Pada Bulan April 2018 lalu neraca perdagangan sudah mencatatkan defisit sebesar US$ 1,63 miliar, yang merupakan catatan terburuk sejak 4 tahun silam. Bukannya membaik, ternyata performa neraca perdagangan di Bulan Mei 2018 malah nyaris seburuk sebulan sebelumnya.
Lantas, apa yang bisa diinterpretasikan dari data ini? Apa dampak positif dan negatif terhadap perekonomian Indonesia? Hal tersebut dapat dijawab dengan melihat beberapa faktor, yaitu:
Pertama, apabila dilihat per golongan barang, meroketnya impor pada Mei 2018 banyak disumbang oleh barang konsumsi dan barang modal yang naik cukup signifikan, yakni masing-masing sebesar 34,01% YoY dan 43,40%. Tidak mau kalah, impor bahan baku, yang memiliki porsi terbesar dari impor Indonesia juga melambung 24,55% YoY.
Tingginya impor bahan baku dan barang modal dipicu oleh melonjaknya impor dua golongan barang (Kode HS 2 Digit) yang menyumbang paling besar bagi pangsa impor Indonesia, yakni mesin dan pesawat mekanik serta mesin dan peralatan listrik yang masing-masing meningkat 38,38% YoY dan 22,59% YoY. Hal ini lantas menjadi indikasi bahwa Pembentukan Modal Tetap Domestik Bruto (PMTDB) atau investasi akan menguat pada kuartal II-2018. Artinya, ada harapan mendongkrak pertumbuhan ekonomi Indonesia.
Namun demikian, jangan lupa bahwa melambungnya impor bahan baku dan barang modal lagi-lagi menjadi indikasi masih lemahnya proses industrialisasi Tanah Air, di mana barang modal dan bahan baku untuk produksi belum mampu disediakan dari dalam negeri. Alhasil, di setiap ekonomi akan lepas landas impor pun selalu naik tajam.
Di sisi lain, melambungnya impor barang konsumsi menjadi indikasi adanya pemulihan daya beli masyarakat, yang akan berujung pada membaiknya komponen konsumsi rumah tangga.
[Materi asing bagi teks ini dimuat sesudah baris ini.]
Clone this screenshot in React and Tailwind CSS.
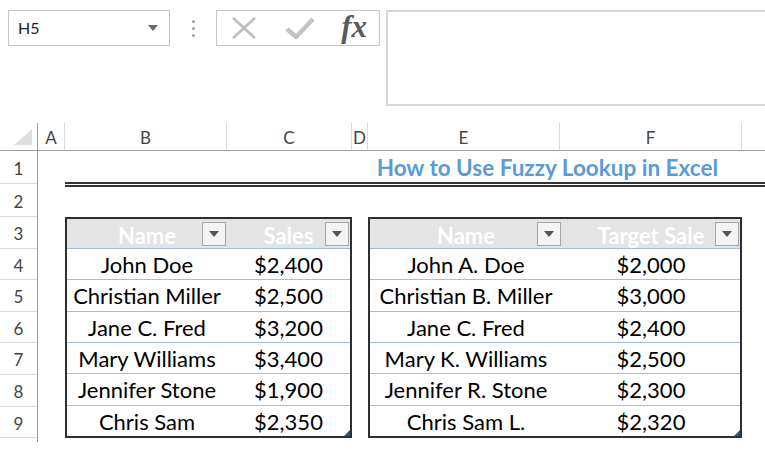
import { useMemo } from 'react'

const font = { fontFamily: 'Lato, "Open Sans", sans-serif' }

const left = [
  ['John Doe', '$2,400'],
  ['Christian Miller', '$2,500'],
  ['Jane C. Fred', '$3,200'],
  ['Mary Williams', '$3,400'],
  ['Jennifer Stone', '$1,900'],
  ['Chris Sam', '$2,350'],
]

const right = [
  ['John A. Doe', '$2,000'],
  ['Christian B. Miller', '$3,000'],
  ['Jane C. Fred', '$2,400'],
  ['Mary K. Williams', '$2,500'],
  ['Jennifer R. Stone', '$2,300'],
  ['Chris Sam L.', '$2,320'],
]

function FilterButton() {
  return (
    <div className="absolute right-[1px] bottom-[2px] w-[24px] h-[24px] border border-[#a6a6a6] bg-[#f4f4f4] flex items-center justify-center">
      <svg width="10" height="6" viewBox="0 0 10 6">
        <path d="M0 0 L10 0 L5 6 Z" fill="#555" />
      </svg>
    </div>
  )
}

function Table({ cols, widths, rows }) {
  return (
    <div className="relative h-full border-2 border-[#2e2e2e] flex flex-col text-[22px] text-black" style={font}>
      <div className="flex h-[30px] bg-[#e4e4e4] border-b border-[#9bc2e6]">
        {cols.map((c, i) => (
          <div key={c} className={`relative flex items-center justify-center pt-[3px] font-bold text-white ${widths[i]}`}>
            {c}
            <FilterButton />
          </div>
        ))}
      </div>
      {rows.map((r, ri) => (
        <div key={ri} className={`flex flex-1 items-center pt-[2px] ${ri > 0 ? 'border-t border-[#9bc2e6]' : ''}`}>
          {r.map((v, i) => (
            <div key={i} className={`text-center leading-none ${widths[i]}`}>{v}</div>
          ))}
        </div>
      ))}
      <div className="absolute right-0 bottom-0 w-0 h-0 border-l-[6px] border-l-transparent border-b-[6px] border-b-[#2f4d9e]" />
    </div>
  )
}

export default function App() {
  const rowNums = useMemo(() => [1, 2, 3, 4, 5, 6, 7, 8, 9], [])
  const colHeads = [
    ['A', 'w-[27px]'],
    ['B', 'w-[162px]'],
    ['C', 'w-[125px]'],
    ['D', 'w-[16px]'],
    ['E', 'w-[192px]'],
    ['F', 'w-[182px]'],
  ]

  return (
    <div className="w-[765px] h-[451px] bg-white overflow-hidden" style={font}>
      {/* formula bar */}
      <div className="flex items-start pt-[10px] h-[123px]">
        <div className="ml-[8px] w-[162px] h-[36px] border border-[#c6c6c6] flex items-center justify-between pl-[9px] pr-[11px]">
          <span className="text-[16px] text-[#222]">H5</span>
          <svg width="10" height="6" viewBox="0 0 10 6">
            <path d="M0 0 L10 0 L5 6 Z" fill="#6b6b6b" />
          </svg>
        </div>
        <div className="w-[46px] h-[36px] flex flex-col items-center justify-center gap-[4px]">
          <div className="w-[3px] h-[3px] rounded-full bg-[#a0a0a0]" />
          <div className="w-[3px] h-[3px] rounded-full bg-[#a0a0a0]" />
          <div className="w-[3px] h-[3px] rounded-full bg-[#a0a0a0]" />
        </div>
        <div className="w-[164px] h-[36px] border border-[#c6c6c6] flex items-center pl-[14px] pr-[12px]">
          <svg width="26" height="22" viewBox="0 0 26 22">
            <path d="M2 1 L24 21 M24 1 L2 21" stroke="#bdbdbd" strokeWidth="2.5" fill="none" />
          </svg>
          <svg width="30" height="24" viewBox="0 0 30 24" className="ml-[28px]">
            <path d="M2 13 L11 21 L28 3" stroke="#c4c4c4" strokeWidth="4.5" fill="none" strokeLinejoin="round" />
          </svg>
          <span className="ml-auto text-[31px] italic font-bold text-[#5a5a5a] leading-none pb-[4px]" style={{ fontFamily: '"Liberation Serif", serif' }}>fx</span>
        </div>
        <div className="ml-[6px] flex-1 h-[96px] border-2 border-r-0 border-[#d6d6d6]" />
      </div>

      {/* sheet */}
      <div className="flex">
        {/* row header column */}
        <div className="w-[38px] shrink-0 border-r border-[#9f9f9f] h-[319px]">
          <div className="h-[28px] border-b border-[#9f9f9f] relative">
            <div className="absolute right-[5px] bottom-[5px] w-0 h-0 border-l-[18px] border-l-transparent border-b-[16px] border-b-[#dfdfdf]" />
          </div>
          {rowNums.map((n, i) => (
            <div key={n} className={`flex items-center justify-center pt-[3px] border-b border-[#dadada] text-[17px] text-[#444] ${i < 2 ? 'h-[33px]' : 'h-[31.6px]'}`}>
              {n}
            </div>
          ))}
        </div>

        <div className="flex-1 flex flex-col">
          {/* column headers */}
          <div className="flex h-[28px] border-b border-[#9f9f9f] text-[17px] text-[#444]">
            {colHeads.map(([l, w]) => (
              <div key={l} className={`${w} flex items-center justify-center pt-[2px] border-r border-[#dadada]`}>{l}</div>
            ))}
            <div className="flex-1" />
          </div>

          {/* row 1: title */}
          <div className="flex h-[36px]">
            <div className="w-[27px]" />
            <div className="flex-1 border-b-[5px] border-double border-[#333] flex items-end justify-end pr-[47px] pb-[3px]">
              <span className="font-bold text-[22.5px] text-[#5b9bd5] leading-none">How to Use Fuzzy Lookup in Excel</span>
            </div>
          </div>

          {/* row 2 */}
          <div className="h-[30px]" />

          {/* tables rows 3-9 */}
          <div className="flex h-[221px]">
            <div className="w-[27px]" />
            <div className="w-[287px]">
              <Table cols={['Name', 'Sales']} widths={['w-[160px]', 'w-[123px]']} rows={left} />
            </div>
            <div className="w-[16px]" />
            <div className="w-[374px]">
              <Table cols={['Name', 'Target Sale']} widths={['w-[192px]', 'w-[178px]']} rows={right} />
            </div>
          </div>
        </div>
      </div>
    </div>
  )
}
Melonjaknya impor barang konsumsi pada memang memanfaatkan momentum Ramadan dan Hari Raya Idul Fitri.
Saat bulan Ramadan dan Idul Fitri tahun lalu, impor barang konsumsi Indonesia malah anjlok sebesar 1,23% YoY. Perlu dicatat bahwa pada 2017 merupakan masa yang suram bagi daya beli masyarakat, seiring dicabutnya subsidi listrik golongan 900 VA pada awal hingga pertengahan tahun lalu.
Kedua, pelaku pasar akan kembali menyoroti kinerja neraca transaksi berjalan (current account) Indonesia yang bisa semakin memburuk. Padahal, neraca transaksi berjalan pada kuartal I-2018 sudah mencatat defisit US$ 5,5 miliar, melebar lebih dari dua kali lipat dibandingkan periode yang sama tahun sebelumnya. Apabila ditinjau dalam rentang waktu yang lebih panjang, transaksi berjalan pada tiga bulan awal tahun ini adalah yang terparah sejak kuartal I-2013.
Apa penyebab defisit neraca transaksi berjalan yang begitu lebar pada kuartal I-2018? Berdasarkan laporan Bank Indonesia (BI), penyebabnya adalah ekspor minyak nabati yang terkoreksi 14,5% YoY, sementara ekspor karet olahan juga amblas 17,6%.
Senada dengan data BI, BPS juga mencatat bahwa ekspor lemak dan minyak hewani/nabati serta karet dan barang dari karet terkoreksi masing-masing sebesar 15,66% YoY dan 21,4% YoY pada periode Januari-Mei 2018. Padahal ekspor lemak dan minyak hewani/nabati berkontribusi sebesar 12,3% bagi ekspor Indonesia pada periode tersebut, yang merupakan kontributor terbesar bagi total ekspor non migas Indonesia.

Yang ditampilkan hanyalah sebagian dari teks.